With Apple Day falling mid Oct- its easy to incorporate this autumnal fruit into our daily cooking. Apples are going to be at their best during the coming months so get creative with them and try out some new recipes. Some ideas include apple muffins, baked apples, fritters, tarte-tatin and toffee apples made with a date based caramel.
Apple butter, which is a bit like an apple puree but a little thicker and usually spiced and sweetened, is great on toast or with porridge and yoghurt.
Another lovely way to eat apples is to dry them! sliced thinly and dried overnight in a dehydrator they make for the tastiest snack or accompaniment to granola.
Of course apples are also delicious used in savoury stews and oven bakes. Just cube up an apple, skin and all and try pairing it with beetroot, cabbage, carrot or pork and roasting.
But Personally I can’t resist a crumble or cobblers and both are so synonymous with autumn as well as being great way to use overripe fruit, hedgerow berries and of course apples.
My favourite recipe for crumble:
Butter an ovenproof dish and tumble in whatever fruit you like (larger fruit will need de-seeded and chopped up into bite sized pieces).
In a bowl roughly mix together a cup of oats, a cup of ground almonds and 1/2 cup of buckwheat flour and 1/2 cup of plain flour. As well as 1/2 cup of sugar. Rub in 150g of butter until you have golden crumbs. Scatter these across the fruit base and bake in a medium hot oven for around 25 minutes
What to do in garden in Autumn:
As you all know I love spending time in the garden and the autumnal garden is really interesting as it has two faces-early autumn can be every bit as beautiful as summer-flowers such as cosmos and hydrangeas are in full bloom and look wonderful cut and bought inside-done forget to dry some hydrangeas too! Deadheading
But once autumn becomes colder and those frosts kick in the flowers suddenly stop and the growth slowly begins to retreat. Seed heads scatter across the borders and we begin to see the bones of the garden. Colours
Once I have exhausted my flowers once and for all and the last of the fruit harvests are completed I find this a useful time to tidy and fill in any gaps-roses can be planted now, hardy annuals sow, meadows created and bulbs planted.

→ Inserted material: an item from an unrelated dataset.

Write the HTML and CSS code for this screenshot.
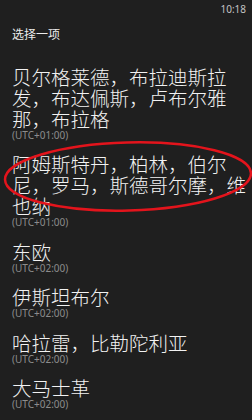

Any fallen leaves can be raked up popped into a bag, watered and kept for leaf mould compost next year.
And of course don’t forget to force your Amaryllis bulbs in November. Plant them in a container and place somewhere warm and bright indoors so that you can have these regal blooms ready for Christmas.
Other things to do in the garden in autumn:
Sow winter lettuce
Sow hardy annuals
Make leaf mould
Plant amaryllis bulbs in November
What to see in nature in Autumn
For nature autumn is a busy time of preparation whether it’s readying for long flights to warmers climates or storing food ready for a the cold days and nights of winter.

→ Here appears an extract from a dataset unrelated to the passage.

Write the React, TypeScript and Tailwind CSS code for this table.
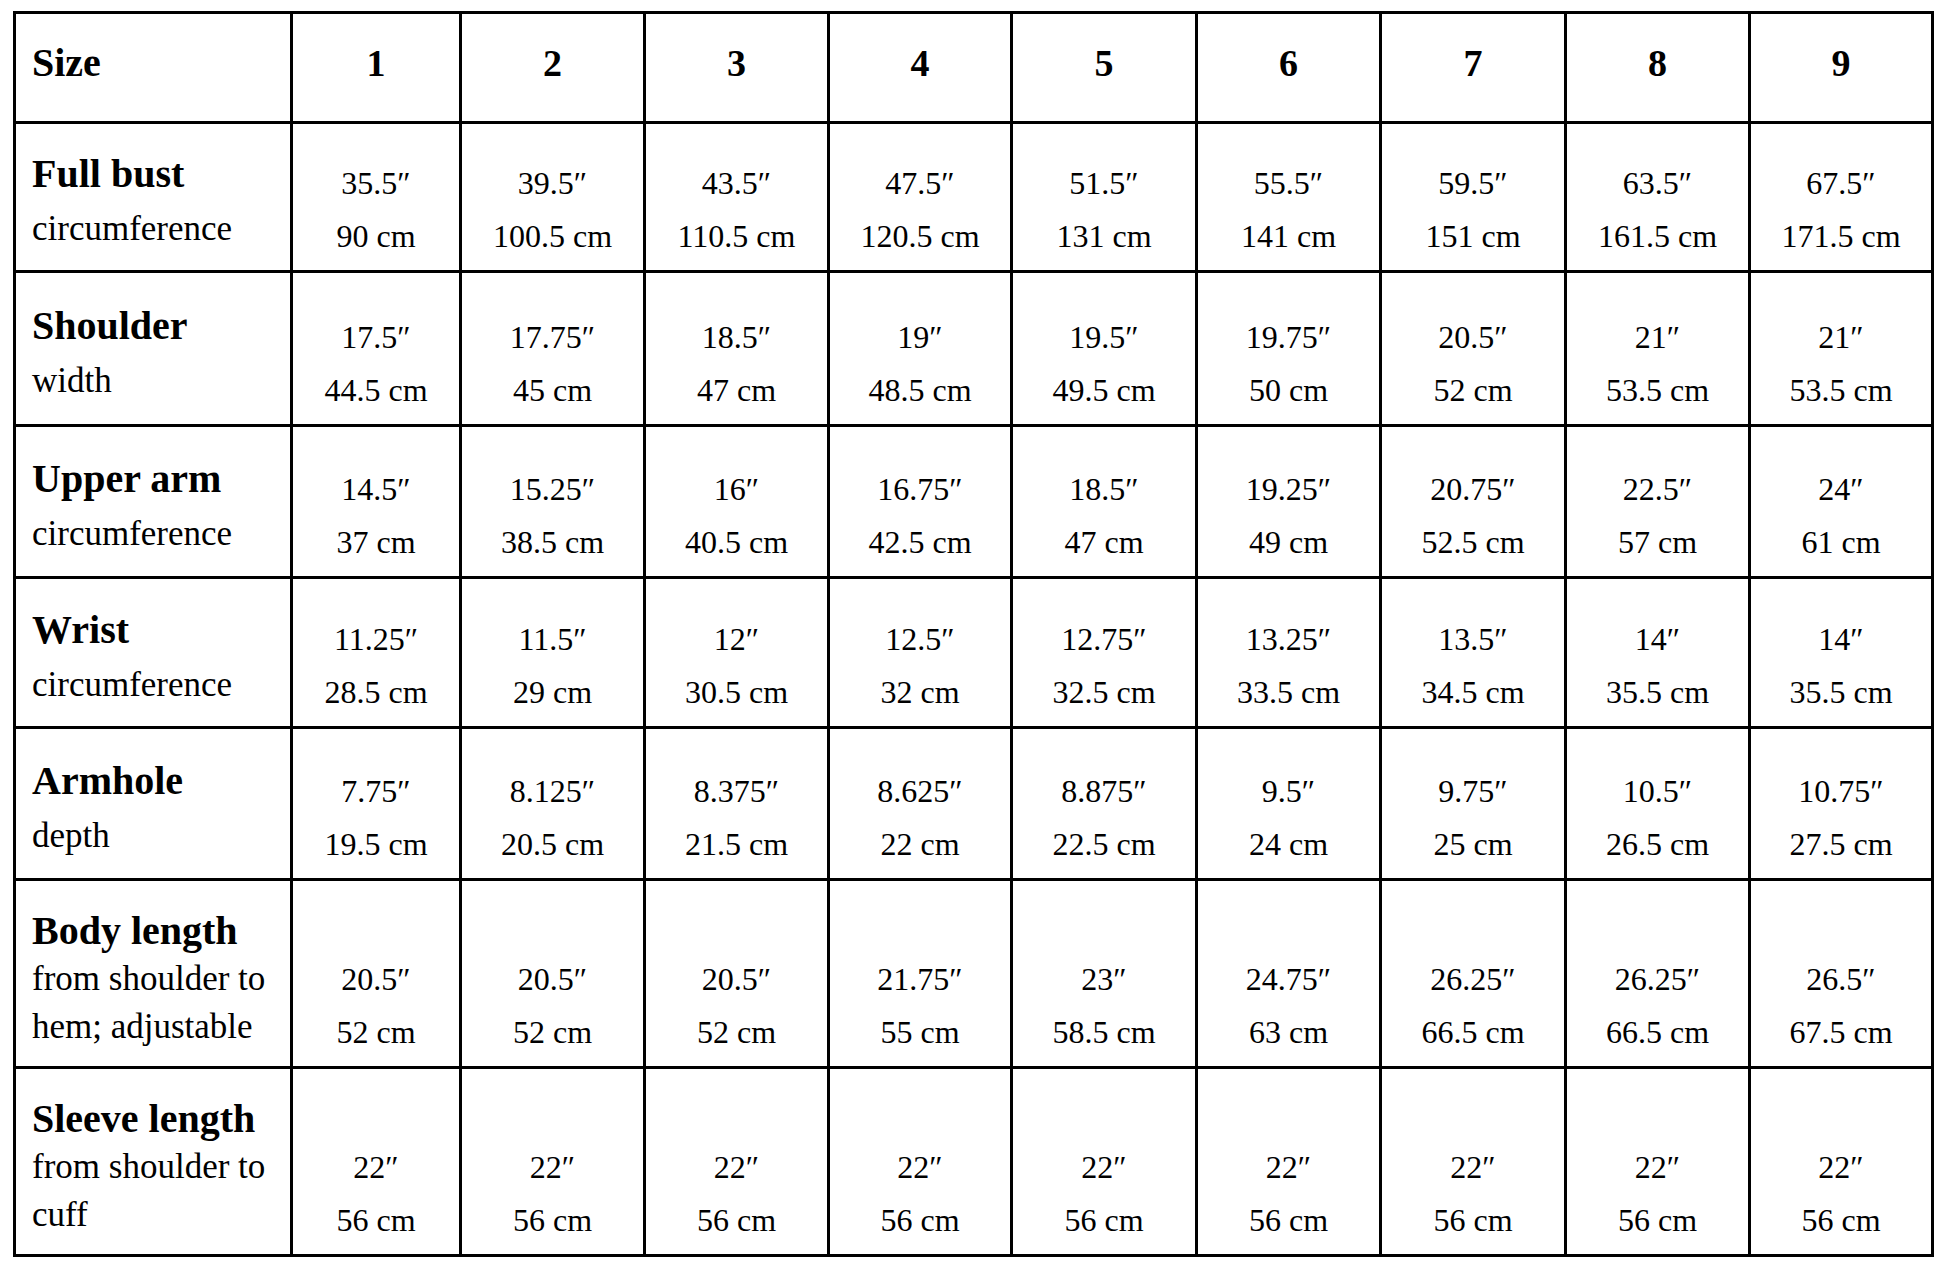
const SIZES = [1, 2, 3, 4, 5, 6, 7, 8, 9];

type Row = {
  title: string;
  sub: string[];
  values: [string, string][];
};

const ROWS: Row[] = [
  {
    title: "Full bust",
    sub: ["circumference"],
    values: [
      ["35.5", "90"],
      ["39.5", "100.5"],
      ["43.5", "110.5"],
      ["47.5", "120.5"],
      ["51.5", "131"],
      ["55.5", "141"],
      ["59.5", "151"],
      ["63.5", "161.5"],
      ["67.5", "171.5"],
    ],
  },
  {
    title: "Shoulder",
    sub: ["width"],
    values: [
      ["17.5", "44.5"],
      ["17.75", "45"],
      ["18.5", "47"],
      ["19", "48.5"],
      ["19.5", "49.5"],
      ["19.75", "50"],
      ["20.5", "52"],
      ["21", "53.5"],
      ["21", "53.5"],
    ],
  },
  {
    title: "Upper arm",
    sub: ["circumference"],
    values: [
      ["14.5", "37"],
      ["15.25", "38.5"],
      ["16", "40.5"],
      ["16.75", "42.5"],
      ["18.5", "47"],
      ["19.25", "49"],
      ["20.75", "52.5"],
      ["22.5", "57"],
      ["24", "61"],
    ],
  },
  {
    title: "Wrist",
    sub: ["circumference"],
    values: [
      ["11.25", "28.5"],
      ["11.5", "29"],
      ["12", "30.5"],
      ["12.5", "32"],
      ["12.75", "32.5"],
      ["13.25", "33.5"],
      ["13.5", "34.5"],
      ["14", "35.5"],
      ["14", "35.5"],
    ],
  },
  {
    title: "Armhole",
    sub: ["depth"],
    values: [
      ["7.75", "19.5"],
      ["8.125", "20.5"],
      ["8.375", "21.5"],
      ["8.625", "22"],
      ["8.875", "22.5"],
      ["9.5", "24"],
      ["9.75", "25"],
      ["10.5", "26.5"],
      ["10.75", "27.5"],
    ],
  },
  {
    title: "Body length",
    sub: ["from shoulder to", "hem; adjustable"],
    values: [
      ["20.5", "52"],
      ["20.5", "52"],
      ["20.5", "52"],
      ["21.75", "55"],
      ["23", "58.5"],
      ["24.75", "63"],
      ["26.25", "66.5"],
      ["26.25", "66.5"],
      ["26.5", "67.5"],
    ],
  },
  {
    title: "Sleeve length",
    sub: ["from shoulder to", "cuff"],
    values: SIZES.map(() => ["22", "56"] as [string, string]),
  },
];

const cell = "border-r-[3px] border-b-[3px] border-black";

export default function App() {
  return (
    <div
      className="min-h-screen bg-white pl-[13px] pt-[11px] text-black"
      style={{ fontFamily: '"Liberation Serif", "Times New Roman", serif' }}
    >
      <div className="grid w-fit grid-cols-[277px_169px_184px_184px_183px_185px_184px_185px_184px_183px] grid-rows-[110px_149px_154px_152px_150px_152px_188px_188px] border-l-[3px] border-t-[3px] border-black">
        {/* header */}
        <div className={`${cell} flex items-center pb-[10px] pl-4 text-[40px] font-bold leading-none`}>
          Size
        </div>
        {SIZES.map((s) => (
          <div
            key={s}
            className={`${cell} flex items-center justify-center pb-[10px] text-[38px] font-bold leading-none`}
          >
            {s}
          </div>
        ))}

        {ROWS.map((row) => (
          <Measurement key={row.title} row={row} />
        ))}
      </div>
    </div>
  );
}

function Measurement({ row }: { row: Row }) {
  const tall = row.sub.length > 1;
  return (
    <>
      <div
        className={`${cell} flex flex-col justify-center pl-4 ${
          tall ? "pt-[10px] leading-[48px]" : "pt-[8px] leading-[55px]"
        }`}
      >
        <span className="text-[40px] font-bold">{row.title}</span>
        {row.sub.map((line) => (
          <span key={line} className="text-[35px]">
            {line}
          </span>
        ))}
      </div>
      {row.values.map(([inch, cm], i) => (
        <div
          key={i}
          className={`${cell} flex flex-col items-center justify-end pb-[7px] text-[32px] leading-[53px]`}
        >
          <span>{inch}″</span>
          <span>{cm} cm</span>
        </div>
      ))}
    </>
  );
}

In early autumn the swallows gather together on the nearby telegraph lines preparing for their imminent journey which will take up to 6 weeks and they cover an extraordinary 200 miles approx daily! Meanwhile at the beach seaweed is at it’s best and the water still warm enough to go for a forage if the area permits.

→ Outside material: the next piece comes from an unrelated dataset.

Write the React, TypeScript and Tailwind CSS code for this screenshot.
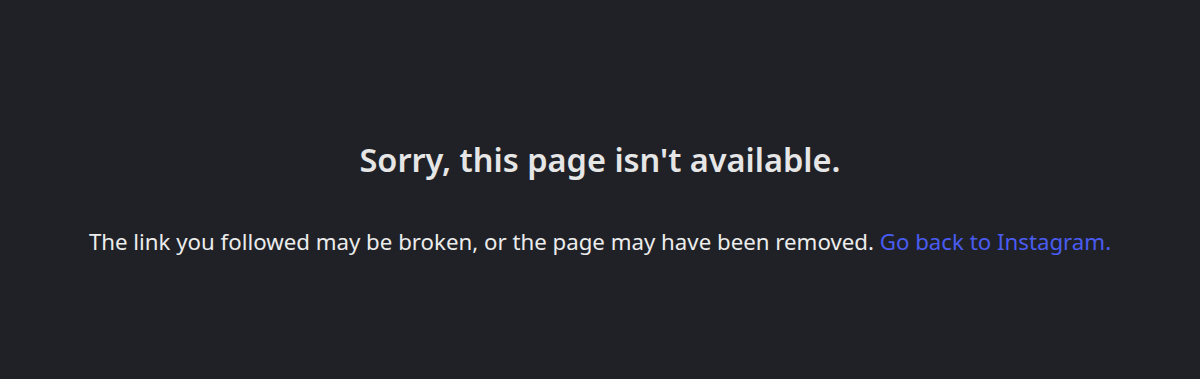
export default function App() {
  return (
    <div className="w-[1200px] h-[379px] bg-[#1f2127] flex flex-col items-center pt-[140px] font-['Noto_Sans',sans-serif]">
      <h2 className="text-[32.5px] leading-[40px] font-semibold text-[#e6e6e6]">Sorry, this page isn't available.</h2>
      <p className="mt-[47px] text-[22.25px] leading-[30px] text-[#ececec]">
        The link you followed may be broken, or the page may have been removed.{' '}
        <a className="text-[#4a5cf0]" href="#">Go back to Instagram.</a>
      </p>
    </div>
  )
}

As autumn progresses mushrooms sprout in woodland areas and the berries provide much needed fuel for the animals and birds. Redwings from Northern climates come to visit for the winter, this little thrush can be spotted with it’s flash of orangey-red on it’s flank and it’s two part song. Geese also arrive from the North and are noticeable with their V shape flight formation. Which is lovely to look out for and A sure sign that autumn is well underway.
Autumn is also ruting season for red deer. This ritualistic scene of clashing antlers and roars between the male deer is their battle for dominance.
All in all autumn is certainly a season to enjoy nature in all its golden beauty. And I hope this podcast has inspired you to grab your coat wellies and foraging basket and get outside whatever the weather.